その頃の筑豊炭田は、富国強兵の流れに乗って急速な開発が進められており、それだけに炭鉱夫はたちは、厳しくも、また、せつない労働を強いられたいたようです。
だから、そういう背景の中に、筑豊地方の炭坑では選炭唄(ゴットン節)・石刀(せっとう)唄・南蛮(なんば)唄・選炭唄などの仕事唄が生まれまのも当然のことです。
その中の一つであるゴットン節が、現在の炭坑節の元歌になったといわれています。
歌詞は
「嫁に行くときやぁ坑夫に行くな
ガスがばれたら若後家よ ゴットン」とあります。
そこには、しいたげられたヤマの男たちの悲しさが秘められています。
保安設備のなかった地底で落盤の危険にさらされながら、ツルハシの一振り、一振りに、自らを励ますために口ずさんだ歌。

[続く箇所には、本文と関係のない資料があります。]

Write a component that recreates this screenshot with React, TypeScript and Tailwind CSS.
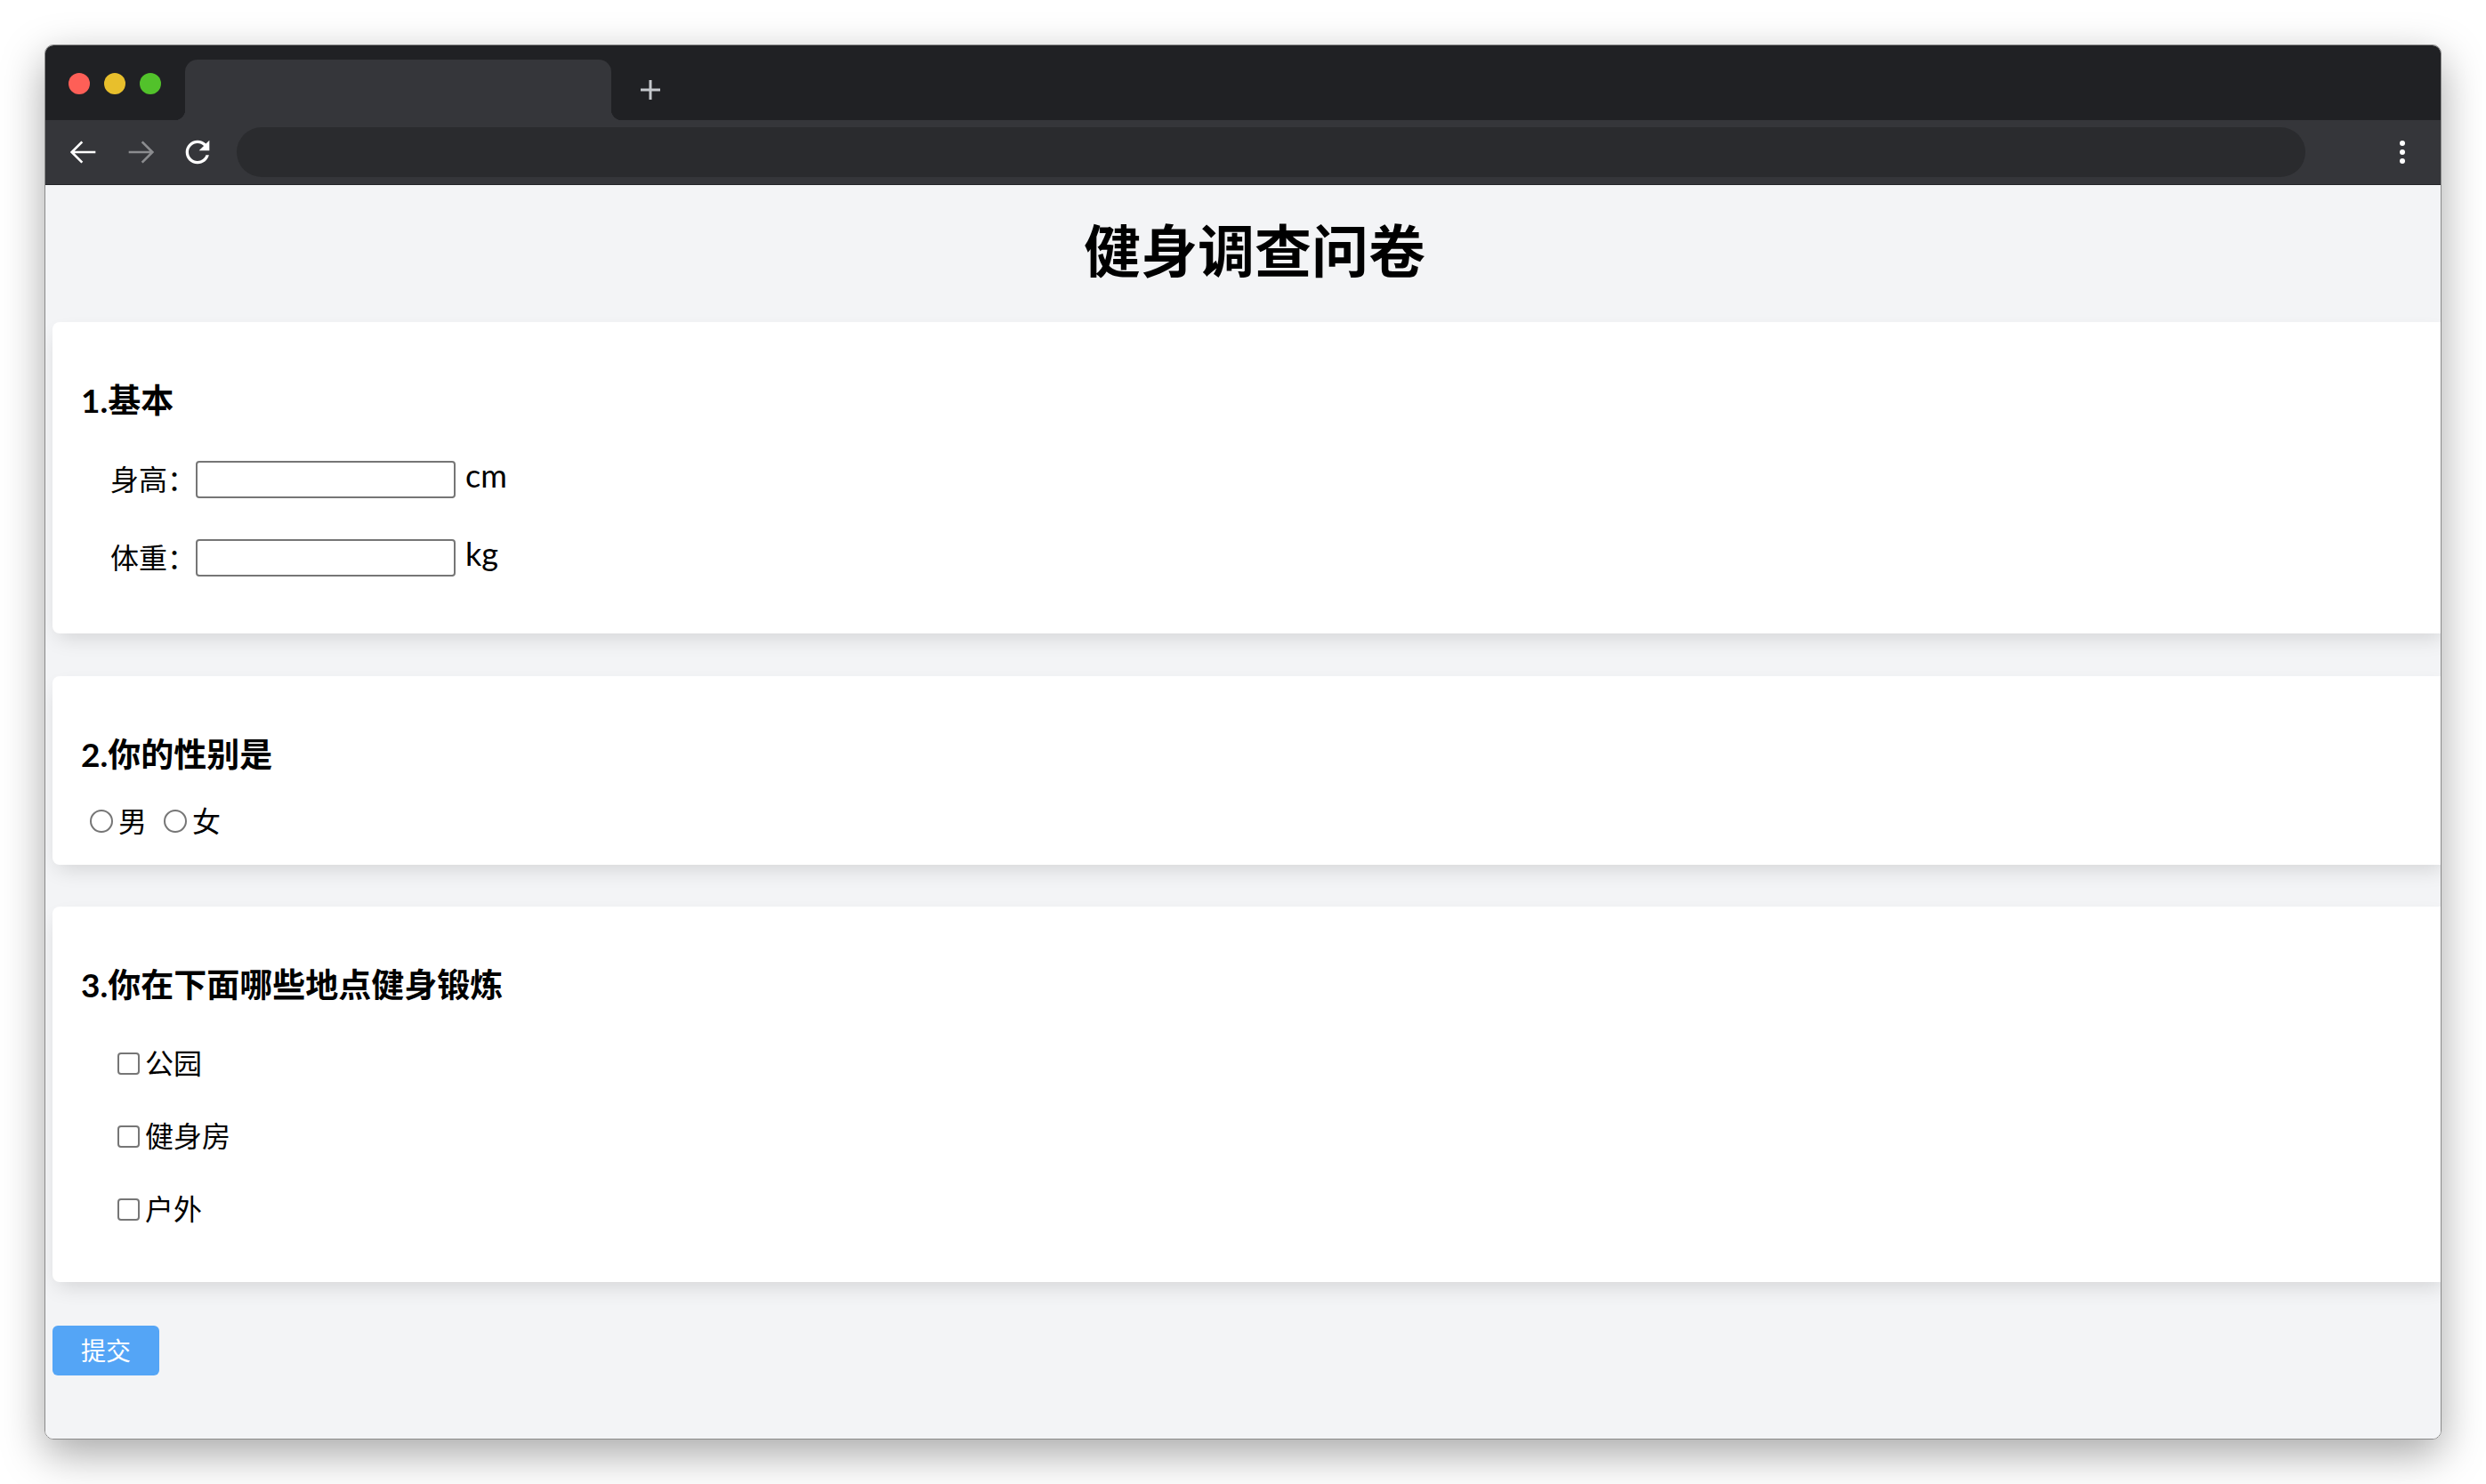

これが坑外の選炭場で働く女性たちの胸にジーンと応えたのです。
彼女たちによって、ゴットン節は、あっという間に歌詞や曲の一部を替えて、歌い広められていきました。
炭坑節が普広まるまで
明治30年頃には、伊田地方の選炭場の歌となり、さらに、明治42年2月、小野芳香(おのほうこう)が、筑豊のヤマで、色々な節回しで唄われていた採炭歌(さいたんうた)のうちから、伊田と大峰の曲を流行歌風にアレンジし、伊田小学校に併設されていた女子補習学校の生徒たちに歌わせたら、これが父兄たちに大受しました。
そして、三味線や太鼓にも乗り、合唱できるところから「三弦選炭節(さんげんせんたんぶし)」と呼ばれ、今の炭坑節の原曲となったのです。
やがて、選炭節は、炭鉱から町へ出て里歌となり、三味線にのって宴会の席へと普及しだしていきました。
大正末期には、もはや選炭場だけの歌ではなくなり、炭鉱で生まれた歌の代表として、炭坑節と呼ばれ始めました。
全国に知られるようになったのは、昭和7年田川郡後藤寺(伊田 (いた)と合併して田川市となる前の旧町名)の芸者・赤坂小梅がレコードに吹き込んでから、これがレコード化の最初となり、その後、いろいろと編曲され、田川の民謡が一躍、日本の民謡となるのです。
とはいうものの、当時はテレビはなくラジオも普及しておらず、すぐには大衆化されるまでにはならなかったようです。
それが、戦後の炭坑景気と相まって、待ってましたとばかりに、炭坑節が全国に広がり、赤坂小梅姐さんも一躍流行歌手とデビューしたのです。
炭坑節はもともと炭まみれの若い女性たちが、底辺の生活から這い上がろうとする願いを込めて歌い伝えた労働歌だったのが、流行するにつれて、名前だけが有名になり、元唄の多くは消えていったのです。
現在、地元の人たちが収録している元歌の歌詞は13ほどありますが、そのほとんどがむき出しの娘心を歌ったものばかりです。
すでに地元でも忘れ去られた歌詞の中に「あなた三井のお役人、わたしゃしがない選炭婦
なんぼあなたに惚れたとて、よもや女房になさるまい サノヨイヨ」とありますが、住む世界の違うと三井の若いエリートに憧れをこめた娘心が、いじらしいほどよく表現されていますね。